Daggett: Consortium school still going

Some of Rabiner Treatment Center’s services are being suspended for this year, the center’s chief executive officer said Friday.

“Rabiner Treatment Center is not ‘shutting down’ — we are suspending the residential treatment program, because we could not get enough Minnesota kids within the required amount of time,” said CEO Brad Klug in an email.

The suspension was first made public in the Manson Northwest Webster school board meeting this week, in which Superintendent Justin Daggett said the students from that program were in the process of being sent away from the center.

The consortium school at the center, which works through a partnership between area schools, will continue, Daggett said Friday.

“The consortium is still going because it’s a separate entity, and we’re renting the space from Rabiner Treatment Center,” he said.

MNW is the fiscal agent for the consortium, which included 21 schools as of November 2017, including Fort Dodge Community School District.

Information about Rabiner’s other programs was not available Friday. More should be known after the RTC board meets on Monday, Klug said.

“I don’t know what is going to happen,” Daggett said Friday.

The consortium’s lease is good until the summer, so “we’re good for the school year,” Daggett said.

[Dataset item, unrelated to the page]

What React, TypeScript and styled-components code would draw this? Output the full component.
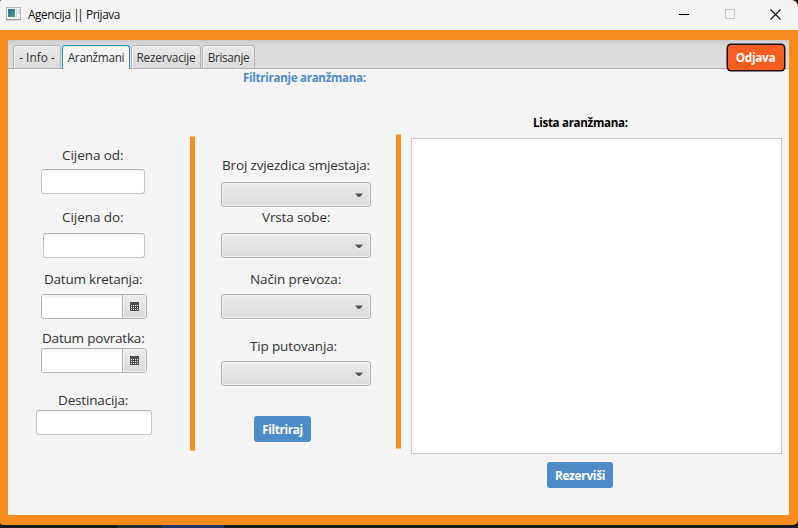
import React from "react";
import styled, { createGlobalStyle } from "styled-components";

const ORANGE = "#f78d1e";
const PANEL = "#f4f4f4";
const BLUE = "#4e8bc9";

const GlobalStyle = createGlobalStyle`
  * { box-sizing: border-box; }
  body { margin: 0; background: #17191f; }
  button { margin: 0; padding: 0; border: 0; font: inherit; }
`;

const Desktop = styled.div`
  width: 798px;
  height: 528px;
  overflow: hidden;
  background: linear-gradient(90deg, #17191f 0 117px, #252a33 117px 162px, #1f3563 162px 224px, #17191f 224px);
  font-family: "Open Sans", "Noto Sans", sans-serif;
`;

const Window = styled.div`
  display: flex;
  flex-direction: column;
  width: 798px;
  height: 525px;
  overflow: hidden;
  border-radius: 2px 7px 5px 3px;
  background: ${ORANGE};
`;

const TitleBar = styled.header`
  display: flex;
  align-items: center;
  flex: none;
  height: 30px;
  padding: 0 0 2px 6px;
  background: #f3f3f3;
`;

const Title = styled.h1`
  flex: 1;
  margin: 0 0 0 7px;
  color: #111;
  font-size: 11.8px;
  font-weight: 400;
  line-height: 18px;
  letter-spacing: -0.42px;
`;

const Bars = styled.span`
  letter-spacing: -2.4px;
  margin-right: 2px;
`;

const WindowControls = styled.div`
  display: flex;
`;

const ControlButton = styled.button`
  display: flex;
  align-items: center;
  justify-content: center;
  width: 46px;
  height: 28px;
  background: transparent;

  &:last-child {
    width: 45px;
  }
`;

const Client = styled.main`
  position: relative;
  display: flex;
  flex-direction: column;
  width: 781px;
  height: 475px;
  margin: 10px 0 0 8px;
  background: ${PANEL};
`;

const TabHeader = styled.nav`
  display: flex;
  align-items: flex-end;
  flex: none;
  gap: 1px;
  height: 29px;
  padding-left: 5px;
  background: linear-gradient(#cbcbcb 0, #dadada 5px, #dedede 100%);
  box-shadow: inset 0 -1px #b4b4b4;
`;

const Tab = styled.button<{ $width: number; $spacing: number; $active?: boolean }>`
  width: ${(p) => p.$width}px;
  height: 24px;
  border: 1px solid ${(p) => (p.$active ? "#159bc6" : "#b4b4b4")};
  border-bottom: ${(p) => (p.$active ? "0" : "1px solid #b4b4b4")};
  border-radius: 3px 3px 0 0;
  background: ${(p) => (p.$active ? PANEL : "linear-gradient(#eaeaea, #dadada)")};
  box-shadow: ${(p) => (p.$active ? "inset 0 1px #d5eaf1" : "inset 1px 1px #f4f4f4")};
  padding-bottom: ${(p) => (p.$active ? 1 : 0)}px;
  color: #333;
  font-size: 11.8px;
  line-height: 20px;
  letter-spacing: ${(p) => p.$spacing}px;
  white-space: nowrap;
`;

const LogoutButton = styled.button`
  position: absolute;
  top: 4px;
  right: 4px;
  width: 58px;
  height: 27px;
  border: 1px solid #1c0d08;
  border-radius: 4px;
  background: #f75c20;
  box-shadow: 0 0 0 0.5px #1c0d08;
  padding: 0 1px 1px 0;
  color: #fff;
  font-size: 11.8px;
  font-weight: 700;
  letter-spacing: -0.33px;
`;

const Content = styled.section`
  display: grid;
  grid-template-columns: 182px 5px 201px 5px 1fr;
  grid-template-rows: 18px 1fr;
  align-items: start;
  height: 446px;
`;

const FilterHeading = styled.h2`
  grid-column: 1 / 5;
  height: 18px;
  margin: 0 0 0 235px;
  color: ${BLUE};
  font-size: 11.6px;
  line-height: 17px;
  letter-spacing: -0.3px;
  white-space: nowrap;
`;

const Column = styled.div<{ $indent: number }>`
  grid-row: 2;
  display: flex;
  flex-direction: column;
  align-items: flex-start;
  padding-left: ${(p) => p.$indent}px;
`;

const Divider = styled.div<{ $top: number }>`
  grid-row: 2;
  height: 315px;
  margin-top: ${(p) => p.$top}px;
  background: linear-gradient(#f8ba78 1px, ${ORANGE} 1px 314px, #f8ba78 314px);
`;

const Label = styled.label<{ $x: number; $gap: number; $spacing: number }>`
  height: 20px;
  margin: ${(p) => p.$gap}px 0 0 ${(p) => p.$x}px;
  color: #333;
  font-size: 13.5px;
  line-height: 20px;
  letter-spacing: ${(p) => p.$spacing}px;
  white-space: nowrap;
`;

const TextInput = styled.input<{ $x: number; $gap: number; $width: number }>`
  width: ${(p) => p.$width}px;
  height: 25px;
  margin: ${(p) => p.$gap}px 0 1px ${(p) => p.$x}px;
  padding: 0 7px;
  border: 1px solid #c5c5c5;
  border-top-color: #b6b6b6;
  border-radius: 3px;
  background: linear-gradient(#f0f0f0, #fff 4px);
  outline: none;
`;

const DateField = styled.div<{ $gap: number }>`
  display: flex;
  width: 106px;
  height: 25px;
  margin: ${(p) => p.$gap}px 0 0 5px;
  border: 1px solid #b4b4b4;
  border-radius: 3px;
  overflow: hidden;
`;

const DateInput = styled.input`
  width: 80px;
  height: 23px;
  padding: 0 6px;
  border: 0;
  background: linear-gradient(#f0f0f0, #fff 4px);
  outline: none;
`;

const CalendarButton = styled.button`
  display: flex;
  align-items: center;
  justify-content: center;
  flex: 1;
  border-left: 1px solid #b4b4b4;
  background: linear-gradient(#ececec, #d9d9d9);
  box-shadow: inset 0 0 0 1px #f0f0f0;
`;

const ComboBox = styled.button<{ $gap: number }>`
  display: flex;
  align-items: center;
  justify-content: flex-end;
  width: 150px;
  height: 25px;
  margin-top: ${(p) => p.$gap}px;
  padding: 1px 7px 0 0;
  border: 1px solid #b4b4b4;
  border-radius: 3px;
  background: linear-gradient(#ececec, #d9d9d9);
  box-shadow: inset 0 0 0 1px #f0f0f0, 0 1px #f9f9f9;
`;

const ActionButton = styled.button<{ $x: number; $gap: number; $width: number; $spacing: number }>`
  width: ${(p) => p.$width}px;
  height: 26px;
  margin: ${(p) => p.$gap}px 0 0 ${(p) => p.$x}px;
  padding-bottom: 1px;
  border-radius: 3px;
  background: ${BLUE};
  color: #fff;
  font-size: 11.8px;
  font-weight: 700;
  letter-spacing: ${(p) => p.$spacing}px;
`;

const ListHeading = styled.h2`
  height: 20px;
  margin: 26px 0 0 122px;
  color: #000;
  font-size: 11.6px;
  line-height: 20px;
  letter-spacing: -0.32px;
  white-space: nowrap;
`;

const ListView = styled.div`
  width: 371px;
  height: 316px;
  margin-top: 5px;
  border: 1px solid #c8c8c8;
  background: #fff;
`;

const AppIcon = () => (
  <svg width="15" height="14" viewBox="0 0 15 14">
    <rect x="0.5" y="0.5" width="14" height="12" fill="#f0f2f4" stroke="#b4b9bd" />
    <path d="M0 12.8H15" stroke="#8f959a" />
    <defs>
      <linearGradient id="screen" x1="0" y1="0" x2="1" y2="1">
        <stop offset="0" stopColor="#2f689c" />
        <stop offset="1" stopColor="#4fa276" />
      </linearGradient>
    </defs>
    <rect x="2" y="2" width="7" height="8" fill="url(#screen)" />
    <rect x="10" y="2" width="1" height="8" fill="#cfd6dc" />
    <rect x="12" y="2" width="2" height="5" fill="#cfd9e1" />
  </svg>
);

const CalendarIcon = () => (
  <svg width="9" height="9" viewBox="0 0 9 9" shapeRendering="crispEdges">
    <rect width="9" height="9" fill="#4d4d4d" />
    {[3, 5, 7].map((y) =>
      [1, 3, 5, 7].map((x) => <rect key={`${x}-${y}`} x={x} y={y} width="1" height="1" fill="#f1f1f1" />)
    )}
  </svg>
);

const Arrow = () => (
  <svg width="8" height="5" viewBox="0 0 8 5">
    <path d="M0 0.5H8L5 4H3Z" fill="#555" />
    <path d="M3 4.4H5" stroke="#f6f6f6" strokeWidth="0.8" />
  </svg>
);

const DatePicker = ({ gap, name }: { gap: number; name: string }) => (
  <DateField $gap={gap}>
    <DateInput aria-label={name} />
    <CalendarButton>
      <CalendarIcon />
    </CalendarButton>
  </DateField>
);

const Combo = ({ gap }: { gap: number }) => (
  <ComboBox $gap={gap}>
    <Arrow />
  </ComboBox>
);

export default function App() {
  return (
    <Desktop>
      <GlobalStyle />
      <Window>
        <TitleBar>
          <AppIcon />
          <Title>Agencija <Bars>||</Bars> Prijava</Title>
          <WindowControls>
            <ControlButton>
              <svg width="10" height="10"><path d="M0 5.5H10" stroke="#000" /></svg>
            </ControlButton>
            <ControlButton>
              <svg width="10" height="10"><rect x="0.5" y="0.5" width="9" height="9" rx="0.5" fill="none" stroke="#c6c6c6" /></svg>
            </ControlButton>
            <ControlButton>
              <svg width="11" height="11"><path d="M0.5 0.5L10.5 10.5M10.5 0.5L0.5 10.5" stroke="#111" strokeWidth="1.1" /></svg>
            </ControlButton>
          </WindowControls>
        </TitleBar>
        <Client>
          <TabHeader>
            <Tab $width={48} $spacing={0.05}>- Info -</Tab>
            <Tab $width={68} $spacing={-0.3} $active>Aranžmani</Tab>
            <Tab $width={70} $spacing={-0.24}>Rezervacije</Tab>
            <Tab $width={53} $spacing={-0.34}>Brisanje</Tab>
          </TabHeader>
          <LogoutButton>Odjava</LogoutButton>
          <Content>
            <FilterHeading>Filtriranje aranžmana:</FilterHeading>
            <Column $indent={28}>
              <Label $x={26} $gap={58} $spacing={-0.06}>Cijena od:</Label>
              <TextInput $x={5} $gap={4} $width={104} />
              <Label $x={26} $gap={12} $spacing={-0.06}>Cijena do:</Label>
              <TextInput $x={7} $gap={6} $width={102} />
              <Label $x={8} $gap={10} $spacing={-0.22}>Datum kretanja:</Label>
              <DatePicker gap={5} name="Datum kretanja" />
              <Label $x={6} $gap={9} $spacing={-0.2}>Datum povratka:</Label>
              <DatePicker gap={0} name="Datum povratka" />
              <Label $x={22} $gap={17} $spacing={-0.16}>Destinacija:</Label>
              <TextInput $x={0} $gap={0} $width={116} />
            </Column>
            <Divider $top={49} />
            <Column $indent={26}>
              <Label $x={1} $gap={68} $spacing={-0.16}>Broj zvjezdica smjestaja:</Label>
              <Combo gap={7} />
              <Label $x={41} $gap={0} $spacing={-0.13}>Vrsta sobe:</Label>
              <Combo gap={6} />
              <Label $x={29} $gap={11} $spacing={-0.13}>Način prevoza:</Label>
              <Combo gap={5} />
              <Label $x={29} $gap={17} $spacing={-0.15}>Tip putovanja:</Label>
              <Combo gap={5} />
              <ActionButton $x={33} $gap={30} $width={57} $spacing={-0.36}>Filtriraj</ActionButton>
            </Column>
            <Divider $top={47} />
            <Column $indent={10}>
              <ListHeading>Lista aranžmana:</ListHeading>
              <ListView />
              <ActionButton $x={136} $gap={8} $width={66} $spacing={-0.27}>Rezerviši</ActionButton>
            </Column>
          </Content>
        </Client>
      </Window>
    </Desktop>
  );
}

The Rabiner Treatment Center began taking in Minnesota students for the first time in late November.

The center started looking at options after it was not awarded a key contract for group services from the Iowa Department of Human Services for the 2017-2018 year.

Klug said at the time this had nothing to do with the center’s quality. In fact just a few weeks later, in April 2017, the center received a three-year accreditation from the international Commission on Accreditation of Rehabilitation Facilities.

Rabiner is a residential treatment facility west of Fort Dodge. It was founded in 1961 by the Iowa State Police Association. It was known at the time as the Jerry Rabiner Memorial Boys Ranch. The site was donated by Mr. and Mrs. Louis Rabiner, in memory of their son, Jerry, who was killed in an auto accident in 1953.